The financial services industry is going through dramatic changes as a consequence of changing customer behavior, channel proliferation and the digitization of business and society in general. Cost reductions and increased sales do remain the key drivers, among others in retail banking.
The digital transformations taking place in finance are driven by many common challenges and opportunities across the industry, whether it concerns insurance, (retail) banking or other financial services.
At the same time, in each of those financial industry segments there are several specific challenges, depending on the digital transformation maturity level, the region, the overall ecosystem, the customer context (including the use of digital channels), the business scope and the degree in which digitization has taken place and processes have been connected. In this article we take a look at the challenges and evolutions in consumer or retail banking.
Although in some regions and countries, retail banks are leading in several digital areas, including marketing and customer-facing operations (with great examples of omnichannel banking and mobile banking, for instance), in general retail banking still has a lot of catching up to do with many ongoing digital customer shifts, market evolutions and process change requirements. The speed at which it happens has to do with priorities (cost reduction, sales) and siloed structures.
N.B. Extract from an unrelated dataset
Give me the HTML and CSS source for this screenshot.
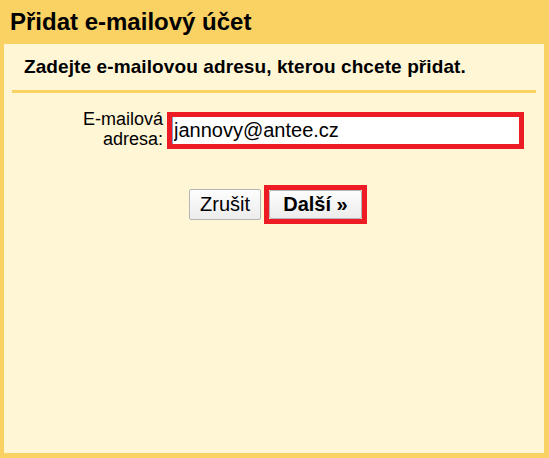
FILE: index.html
```html
<!DOCTYPE html>
<html lang="cs">
<head>
    <meta charset="UTF-8">
    <title>Přidat e-mailový účet</title>
    <link rel="stylesheet" href="styles.css">
</head>
<body>
    <div class="dialog">
        <h1 class="dialog-title">Přidat e-mailový účet</h1>
        <div class="panel">
            <p class="intro">Zadejte e-mailovou adresu, kterou chcete přidat.</p>
            <div class="field-row">
                <label class="field-label" for="email">E-mailová<br>adresa:</label>
                <div class="highlight input-box">
                    <input id="email" type="text" value="jannovy@antee.cz">
                </div>
            </div>
            <div class="actions">
                <button class="btn">Zrušit</button>
                <div class="highlight next-box">
                    <button class="btn btn-next">Další&nbsp;»</button>
                </div>
            </div>
        </div>
    </div>
</body>
</html>
```

FILE: styles.css
```css
html, body {
    margin: 0;
    height: 100%;
}
body {
    font-family: "Liberation Sans", Arial, sans-serif;
    color: #000;
}
.dialog {
    background: #fad163;
    height: 100%;
    box-sizing: border-box;
    padding: 0 5px 5px 4px;
    display: flex;
    flex-direction: column;
}
.dialog-title {
    margin: 0;
    height: 44px;
    padding-left: 6px;
    font-size: 24px;
    line-height: 44px;
    font-weight: bold;
}
.panel {
    flex: 1;
    background: #fff6d6;
    padding: 0 8px;
}
.intro {
    margin: 0;
    padding: 12px 0 0 12px;
    height: 34px;
    font-size: 19px;
    line-height: 22px;
    letter-spacing: 0.1px;
    font-weight: bold;
    border-bottom: 3px solid #fad163;
}
.field-row {
    display: flex;
    align-items: flex-start;
    margin-top: 19px;
}
.field-label {
    width: 151px;
    text-align: right;
    font-size: 18px;
    line-height: 20px;
    margin-top: -3px;
    padding-right: 4px;
}
.highlight {
    border: 5px solid #ed1c24;
}
.input-box {
    width: 347px;
    height: 27px;
    background: #fff;
}
.input-box input {
    border: 0;
    border-left: 1px solid #7a9cd3;
    outline: none;
    margin: 0;
    padding: 0 0 0 1px;
    width: 100%;
    height: 27px;
    box-sizing: border-box;
    background: #fff;
    font-family: "Liberation Sans", Arial, sans-serif;
    font-size: 20px;
    color: #000;
}
.actions {
    display: flex;
    align-items: center;
    margin-top: 36px;
    padding-left: 177px;
    gap: 3px;
}
.btn {
    height: 31px;
    padding: 0 10px;
    border: 1px solid #b5b5b5;
    border-radius: 2px;
    background: linear-gradient(#fdfdfd, #ececec);
    font-family: "Liberation Sans", Arial, sans-serif;
    font-size: 20px;
    color: #000;
}
.next-box {
    height: 29px;
}
.btn-next {
    height: 29px;
    width: 93px;
    font-weight: bold;
    padding: 0;
}
```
Banks in general have additional challenges which we see in other segments of the financial industry as well:
- The need to integrate/connect distribution channels to optimize efficiencies, reduce costs and serve customers and prospects in a consistent way, the so-called omnichannel imperative, which we have seen in retail and is typical for a channel-agnostic consumer.
- Some other key goals: better identify opportunities by looking at the overall customer life cycle (and important changes in it), improve experiences and (thus) enable better customer service and experiences.
- Reducing churn and increasing loyalty. The loyalty of retail banking customers fluctuates. This has to do with several other challenges mentioned below and overall changes in consumer behavior. Sometimes we see increasing loyalty, while in other areas loyalty decreases. Furthermore, loyalty is not enough anymore. Think experiences.
- Decreased levels of trust: the impact of the 2008 financial crisis and uncertain economies today had a well-kown impact.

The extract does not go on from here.